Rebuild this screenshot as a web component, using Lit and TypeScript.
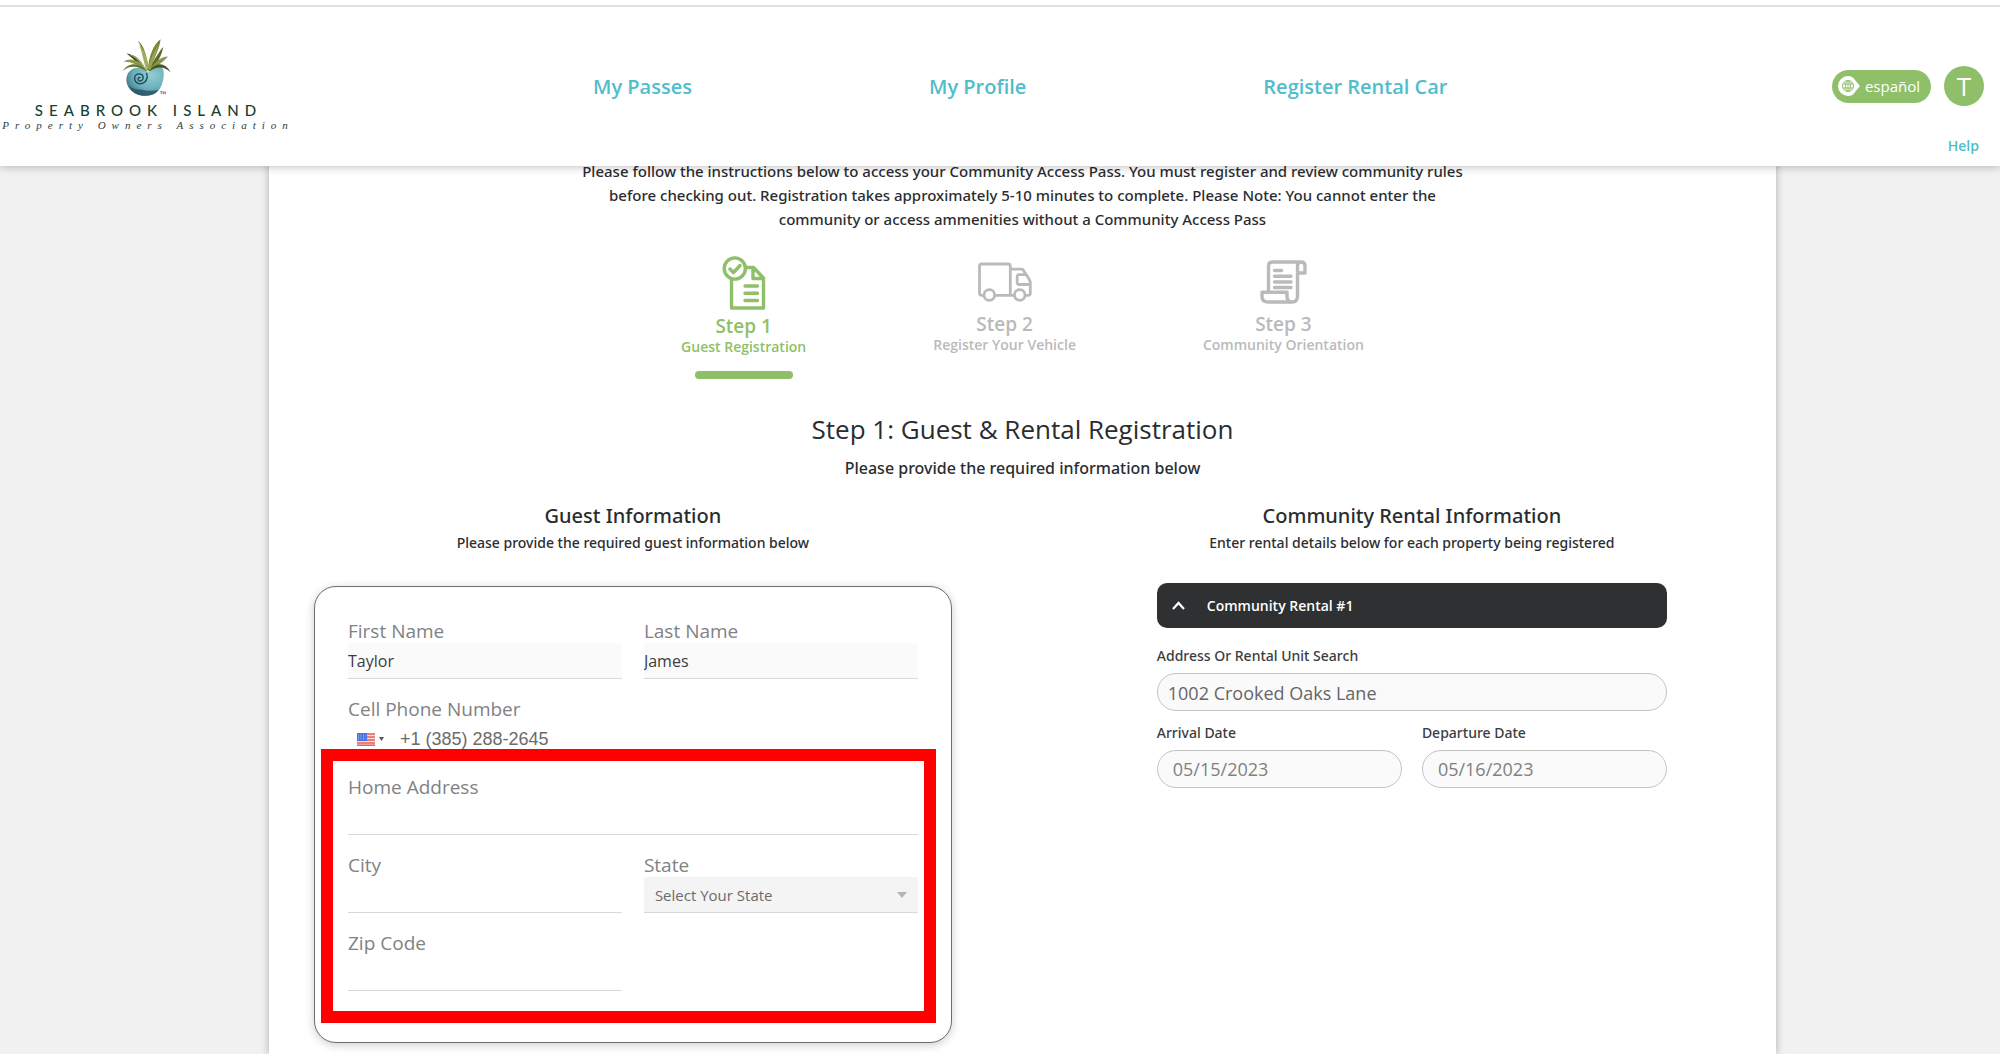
import { LitElement, html, css, svg } from "lit";
import { customElement, property } from "lit/decorators.js";

const leaves: Array<[string, string]> = [
  ["M441 212C420 190 404 162 380 161C396 172 412 190 441 212Z", "#3c4a22"],
  ["M441 212C430 172 428 142 414 124C424 128 440 150 446 210Z", "#7f8c3c"],
  ["M444 212C446 170 462 132 482 119C480 145 462 175 450 214Z", "#77853a"],
  ["M446 212C462 180 482 150 490 142C486 166 470 196 452 212Z", "#59682b"],
  ["M446 214C462 188 484 170 504 170C490 186 470 200 454 212Z", "#8a9549"],
  ["M446 214C468 186 496 186 512 218C494 198 470 200 450 213Z", "#4a5624"],
  ["M442 214C420 180 390 172 372 186C394 184 420 198 442 214Z", "#8d9a4b"],
  ["M442 214C420 186 386 186 368 214C390 194 416 198 440 214Z", "#66742f"],
  ["M440 212C424 176 400 160 388 166C406 170 424 190 440 212Z", "#97a452"],
  ["M438 206C430 180 426 156 418 134C432 152 446 176 446 208Z", "#a3ad62"],
  ["M446 208C450 180 462 156 476 134C470 160 458 182 452 210Z", "#98a453"],
];

@customElement("brand-logo")
export class BrandLogo extends LitElement {
  static styles = css`
    :host {
      display: flex;
      flex-direction: column;
      align-items: center;
      width: 292px;
    }
    svg {
      display: block;
      width: 52px;
      height: 59px;
    }
    .name {
      margin-top: 4px;
      padding-left: 5px;
      font: 500 15px/18px Lato, "Open Sans", sans-serif;
      letter-spacing: 6px;
      color: #16402f;
      white-space: nowrap;
    }
    .org {
      padding-left: 4px;
      font: italic 11px/12px "Liberation Serif", serif;
      letter-spacing: 6px;
      color: #2c3d36;
      white-space: nowrap;
    }
  `;

  render() {
    return html`
      <svg viewBox="361 115 155 176" aria-hidden="true">
        <defs>
          <radialGradient id="shell" cx="0.65" cy="0.3" r="0.75">
            <stop offset="0" stop-color="#93cdd4" />
            <stop offset="0.6" stop-color="#6db0bc" />
            <stop offset="1" stop-color="#3a7484" />
          </radialGradient>
        </defs>
        <path
          fill="url(#shell)"
          d="M380 244C378 218 396 204 416 204C432 204 440 212 446 218C454 204 470 198 486 202C496 214 492 246 480 266C468 284 448 289 428 287C402 284 383 266 380 244Z"
        />
        <path fill="#28505e" opacity="0.75" d="M386 256C402 272 420 266 440 272C456 274 466 270 476 270C466 285 448 289 428 287C408 285 392 274 386 256Z" />
        <path
          fill="none"
          stroke="#1f4552"
          stroke-width="4"
          d="M422 234C418 230 412 236 416 241C422 247 432 240 430 231C427 219 408 219 405 232C402 248 420 258 434 247C442 240 443 228 440 219"
        />
        ${leaves.map(([d, fill]) => svg`<path d=${d} fill=${fill} />`)}
        <path fill="none" stroke="#555" stroke-width="2" d="M481 275H488M484 275V283M490 283V275L493 280L496 275V283" />
      </svg>
      <div class="name">SEABROOK ISLAND</div>
      <div class="org">Property Owners Association</div>
    `;
  }
}

@customElement("site-header")
export class SiteHeader extends LitElement {
  static styles = css`
    :host {
      display: block;
      position: relative;
      z-index: 1;
      background: #fff;
      box-shadow: 0 1px 8px rgba(0, 0, 0, 0.25);
      font-family: "Open Sans", "Noto Sans", sans-serif;
    }
    .rule {
      margin-top: 5px;
      border-top: 2px solid #e0e0e0;
    }
    .bar {
      display: flex;
      box-sizing: border-box;
      min-height: 159px;
    }
    brand-logo {
      padding-top: 31px;
      flex: none;
    }
    nav {
      flex: 1;
      display: flex;
      gap: 237px;
      padding: 66px 0 0 301px;
    }
    a {
      color: #4fbdcb;
      text-decoration: none;
      white-space: nowrap;
    }
    nav a {
      font-size: 20px;
      line-height: 28px;
      font-weight: 600;
    }
    .tools {
      display: flex;
      flex-direction: column;
      align-items: flex-end;
      gap: 30px;
      padding: 59px 16px 0 0;
    }
    .row {
      display: flex;
      align-items: center;
      gap: 13px;
    }
    button {
      border: 0;
      background: #8fbf69;
      color: #fff;
      font-family: inherit;
      cursor: pointer;
    }
    .lang {
      display: flex;
      align-items: center;
      gap: 5px;
      height: 33px;
      padding: 0 11px 0 6px;
      border-radius: 17px;
      font-size: 15px;
    }
    .lang svg {
      width: 22px;
      height: 20px;
    }
    .avatar {
      width: 40px;
      height: 40px;
      padding: 0;
      border-radius: 50%;
      font-size: 26px;
      line-height: 40px;
    }
    .help {
      padding-right: 5px;
      font-size: 14px;
      line-height: 20px;
      font-weight: 600;
    }
  `;

  render() {
    return html`
      <div class="rule"></div>
      <div class="bar">
        <brand-logo></brand-logo>
        <nav>
          <a href="#passes">My Passes</a>
          <a href="#profile">My Profile</a>
          <a href="#car">Register Rental Car</a>
        </nav>
        <div class="tools">
          <div class="row">
            <button class="lang">
              <svg viewBox="0 0 22 20" aria-hidden="true">
                <path fill="#fff" d="M10 0C13 0 15 1 17 4L22 10L17 16C15 19 13 20 10 20A10 10 0 0 1 10 0Z" />
                <g fill="none" stroke="#8fbf69" stroke-width="1">
                  <circle cx="10" cy="10" r="5.500" />
                  <ellipse cx="10" cy="10" rx="2.500" ry="5.500" />
                  <path d="M10 4.500V15.500M5 8H15M5 12H15" />
                </g>
              </svg>
              <span>español</span>
            </button>
            <button class="avatar">T</button>
          </div>
          <a class="help" href="#help">Help</a>
        </div>
      </div>
    `;
  }
}

const stepIcons = {
  form: svg`<svg viewBox="0 0 44 54" width="44" height="54" fill="none" stroke="currentColor" stroke-width="3.400" stroke-linecap="round" stroke-linejoin="round">
    <circle cx="12.800" cy="12.500" r="10.600" />
    <path d="M8 13L11.500 16.500L18 9.500M9.500 24V52H41.500V22L31.500 11.500H24.500M31 12V22.500H41M23 30H35.500M23 37.200H35.500M23 44.500H35.500" />
  </svg>`,
  truck: svg`<svg viewBox="0 0 54 40" width="54" height="40" fill="none" stroke="currentColor" stroke-width="2.800" stroke-linejoin="round">
    <path d="M5.500 33.300H3.500Q1.500 33.300 1.500 31.300V4Q1.500 2 3.500 2H30Q32.300 2 32.300 4V33.300M17 33.300H36M32.300 7.200H43.500Q45 7.200 45.700 8.700L51 17Q52.300 19 52.300 21V31.300Q52.300 33.300 50.300 33.300H47.500M52 22.500H41Q39.200 22.500 39.200 20.500V14.500Q39.200 12.700 41 12.700H48.300" />
    <circle cx="11.300" cy="33" r="5.300" />
    <circle cx="41.700" cy="33" r="5.300" />
  </svg>`,
  scroll: svg`<svg viewBox="0 0 47 44" width="47" height="44" fill="none" stroke="currentColor" stroke-width="3.400" stroke-linecap="round" stroke-linejoin="round">
    <path d="M8.500 31V6Q8.500 2 12.500 2H41Q45 2 45 6V13H37.500M41 2Q37.500 2 37.500 6V36Q37.500 42 32 42H8Q2 42 2 36.500V32.300H27V36.500Q27 42 32 42M14.500 10.500H21.500M14.500 16.300H31M14.500 22H31M14.500 27.500H31" />
  </svg>`,
};

@customElement("progress-step")
export class ProgressStep extends LitElement {
  @property() icon: keyof typeof stepIcons = "form";
  @property() label = "";
  @property() caption = "";

  static styles = css`
    :host {
      display: flex;
      flex-direction: column;
      align-items: center;
      color: #bababa;
      font-family: "Open Sans", "Noto Sans", sans-serif;
      font-weight: 600;
      white-space: nowrap;
    }
    :host([active]) {
      color: #8fbf69;
    }
    .icon {
      display: flex;
      align-items: center;
      height: 52px;
    }
    :host([active]) .icon {
      height: 54px;
    }
    .label {
      margin-top: 4px;
      font-size: 19px;
      line-height: 24px;
    }
    .caption {
      font-size: 14px;
      line-height: 18px;
    }
    .marker {
      width: 98px;
      height: 8px;
      margin-top: 15px;
      border-radius: 4px;
    }
    :host([active]) .marker {
      background: currentColor;
    }
  `;

  render() {
    return html`
      <div class="icon">${stepIcons[this.icon]}</div>
      <div class="label">${this.label}</div>
      <div class="caption">${this.caption}</div>
      <div class="marker"></div>
    `;
  }
}

@customElement("guest-form")
export class GuestForm extends LitElement {
  static styles = css`
    :host {
      display: block;
      font-family: "Open Sans", "Noto Sans", sans-serif;
    }
    .card {
      position: relative;
      box-sizing: border-box;
      display: grid;
      grid-template-columns: 1fr 1fr;
      gap: 18px 22px;
      padding: 32px 33px 51px;
      border: 1px solid #6d6d6d;
      border-radius: 22px;
      background: #fff;
      box-shadow: 0 2px 10px rgba(0, 0, 0, 0.2);
    }
    .wide {
      grid-column: 1 / -1;
    }
    .field {
      display: flex;
      flex-direction: column;
      min-width: 0;
    }
    label {
      font-size: 19px;
      line-height: 24px;
      color: #808285;
    }
    input,
    select {
      box-sizing: border-box;
      width: 100%;
      height: 36px;
      margin: 0;
      padding: 0;
      border: 0;
      border-bottom: 1px solid #d8d8d8;
      border-radius: 0;
      background: transparent;
      font-family: inherit;
      font-size: 16px;
      color: #3c3c3c;
      outline: none;
    }
    .filled {
      background: #fafafa;
    }
    .pick {
      display: grid;
      align-items: center;
    }
    .pick > * {
      grid-area: 1 / 1;
    }
    .pick svg {
      justify-self: end;
      margin-right: 11px;
      pointer-events: none;
    }
    select {
      appearance: none;
      padding: 0 11px;
      background: #f4f4f4;
      font-size: 15px;
      color: #6b6b6b;
    }
    .phone {
      display: flex;
      align-items: center;
      height: 36px;
    }
    .phone button {
      display: flex;
      align-items: center;
      gap: 4px;
      padding: 0 0 0 9px;
      border: 0;
      background: none;
    }
    .phone input {
      flex: 1;
      border: 0;
      padding-left: 16px;
      font-family: "Liberation Sans", Arial, sans-serif;
      font-size: 18px;
      color: #6b6b6b;
    }
    .highlight {
      position: absolute;
      inset: 162px 15px 19px 6px;
      border: 12px solid #f00;
      pointer-events: none;
    }
  `;

  private field(id: string, label: string, value = "", cls = "") {
    return html`<div class="field ${cls}">
      <label for=${id}>${label}</label>
      <input id=${id} class=${value ? "filled" : ""} type="text" .value=${value} />
    </div>`;
  }

  render() {
    return html`
      <form class="card">
        ${this.field("first", "First Name", "Taylor")} ${this.field("last", "Last Name", "James")}
        <div class="field wide">
          <label for="phone">Cell Phone Number</label>
          <div class="phone">
            <button type="button" aria-label="Country code">
              <svg width="18" height="13" viewBox="0 0 18 13">
                <rect width="18" height="13" fill="#f4dada" />
                <path stroke="#e8635f" stroke-width="1.500" d="M0 1H18M0 4H18M0 7H18M0 10H18M0 12.300H18" />
                <rect width="10" height="8" fill="#4a6fe0" />
                <path stroke="#b9c8f8" stroke-width="1" stroke-dasharray="1 1.500" d="M1 2H9M1 4H9M1 6H9" />
              </svg>
              <svg width="5" height="4" viewBox="0 0 5 4"><path fill="#555" d="M0 0H5L2.500 4Z" /></svg>
            </button>
            <input id="phone" type="tel" .value=${"+1 (385) 288-2645"} />
          </div>
        </div>
        ${this.field("address", "Home Address", "", "wide")} ${this.field("city", "City")}
        <div class="field">
          <label for="state">State</label>
          <div class="pick">
            <select id="state">
              <option>Select Your State</option>
            </select>
            <svg width="10" height="6" viewBox="0 0 10 6"><path fill="#b5b5b5" d="M0 0H10L5 6Z" /></svg>
          </div>
        </div>
        ${this.field("zip", "Zip Code")}
        <div class="highlight"></div>
      </form>
    `;
  }
}

@customElement("rental-form")
export class RentalForm extends LitElement {
  static styles = css`
    :host {
      display: block;
      font-family: "Open Sans", "Noto Sans", sans-serif;
    }
    .toggle {
      display: flex;
      align-items: center;
      gap: 22px;
      width: 100%;
      height: 45px;
      padding: 0 15px;
      border: 0;
      border-radius: 10px;
      background: #2e3032;
      color: #fff;
      font: inherit;
      font-size: 14px;
      font-weight: 600;
      cursor: pointer;
    }
    form {
      display: grid;
      grid-template-columns: 1fr 1fr;
      gap: 11px 20px;
      padding-top: 17px;
    }
    .wide {
      grid-column: 1 / -1;
    }
    .field {
      display: flex;
      flex-direction: column;
      gap: 6px;
      min-width: 0;
    }
    label {
      font-family: "Noto Sans", "Open Sans", sans-serif;
      font-size: 14px;
      line-height: 22px;
      font-weight: 500;
      color: #3a3d40;
    }
    input {
      box-sizing: border-box;
      width: 100%;
      height: 38px;
      padding: 0 15px;
      border: 1px solid #c4c4c4;
      border-radius: 19px;
      background: #fafafa;
      font-family: inherit;
      font-size: 18px;
      color: #808080;
      outline: none;
    }
    .search {
      padding: 2px 10px 0;
      color: #666;
    }
  `;

  render() {
    return html`
      <button class="toggle" aria-expanded="true">
        <svg width="13" height="9" viewBox="0 0 13 9" fill="none" stroke="#fff" stroke-width="2.200">
          <path d="M1 8L6.500 2L12 8" />
        </svg>
        <span>Community Rental #1</span>
      </button>
      <form>
        <div class="field wide">
          <label for="unit">Address Or Rental Unit Search</label>
          <input id="unit" class="search" type="text" .value=${"1002 Crooked Oaks Lane"} />
        </div>
        <div class="field">
          <label for="arrival">Arrival Date</label>
          <input id="arrival" type="text" .value=${"05/15/2023"} />
        </div>
        <div class="field">
          <label for="departure">Departure Date</label>
          <input id="departure" type="text" .value=${"05/16/2023"} />
        </div>
      </form>
    `;
  }
}

@customElement("app-root")
export class AppRoot extends LitElement {
  static styles = css`
    :host {
      display: flex;
      flex-direction: column;
      height: 100vh;
      overflow: hidden;
      background: #f1f1f1;
      font-family: "Noto Sans", "Open Sans", sans-serif;
      font-weight: 500;
      color: #2a2d30;
    }
    site-header {
      flex: none;
    }
    main {
      flex: 1;
      margin: -7px 224px 0 269px;
      background: #fff;
      box-shadow: 0 0 8px rgba(0, 0, 0, 0.28);
    }
    guest-form,
    rental-form {
      font-weight: 400;
    }
    h1,
    h2,
    p {
      margin: 0;
      text-align: center;
      font-weight: 500;
    }
    .intro {
      max-width: 900px;
      margin: 0 auto;
      font-size: 15px;
      line-height: 24px;
    }
    .steps {
      display: flex;
      justify-content: center;
      align-items: flex-start;
      gap: 127px;
      padding-top: 25px;
    }
    h1 {
      padding-top: 32px;
      font-family: "Open Sans", "Noto Sans", sans-serif;
      font-size: 26px;
      line-height: 36px;
    }
    .lead {
      padding-top: 9px;
      font-size: 16px;
      line-height: 24px;
    }
    .columns {
      display: flex;
      align-items: flex-start;
      gap: 205px;
      padding: 22px 109px 12px 45px;
    }
    .guest {
      flex: 5;
      min-width: 0;
    }
    .rental {
      flex: 4;
      min-width: 0;
    }
    h2 {
      font-size: 20px;
      line-height: 28px;
    }
    .note {
      padding-top: 2px;
      font-size: 14px;
      line-height: 22px;
    }
    guest-form {
      padding-top: 32px;
    }
    rental-form {
      padding-top: 29px;
    }
  `;

  render() {
    return html`
      <site-header></site-header>
      <main>
        <p class="intro">
          Please follow the instructions below to access your Community Access Pass. You must register and review
          community rules before checking out. Registration takes approximately 5-10 minutes to complete. Please Note:
          You cannot enter the community or access ammenities without a Community Access Pass
        </p>
        <div class="steps">
          <progress-step active icon="form" label="Step 1" caption="Guest Registration"></progress-step>
          <progress-step icon="truck" label="Step 2" caption="Register Your Vehicle"></progress-step>
          <progress-step icon="scroll" label="Step 3" caption="Community Orientation"></progress-step>
        </div>
        <h1>Step 1: Guest &amp; Rental Registration</h1>
        <p class="lead">Please provide the required information below</p>
        <div class="columns">
          <section class="guest">
            <h2>Guest Information</h2>
            <p class="note">Please provide the required guest information below</p>
            <guest-form></guest-form>
          </section>
          <section class="rental">
            <h2>Community Rental Information</h2>
            <p class="note">Enter rental details below for each property being registered</p>
            <rental-form></rental-form>
          </section>
        </div>
      </main>
    `;
  }
}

- GOAL:
Pull out every line in the data above that has the word "this".

- TASK ANSWER:
Rebuild this screenshot as a web component, using Lit and TypeScript.
      <div class="icon">${stepIcons[this.icon]}</div>
      <div class="label">${this.label}</div>
      <div class="caption">${this.caption}</div>
        ${this.field("first", "First Name", "Taylor")} ${this.field("last", "Last Name", "James")}
        ${this.field("address", "Home Address", "", "wide")} ${this.field("city", "City")}
        ${this.field("zip", "Zip Code")}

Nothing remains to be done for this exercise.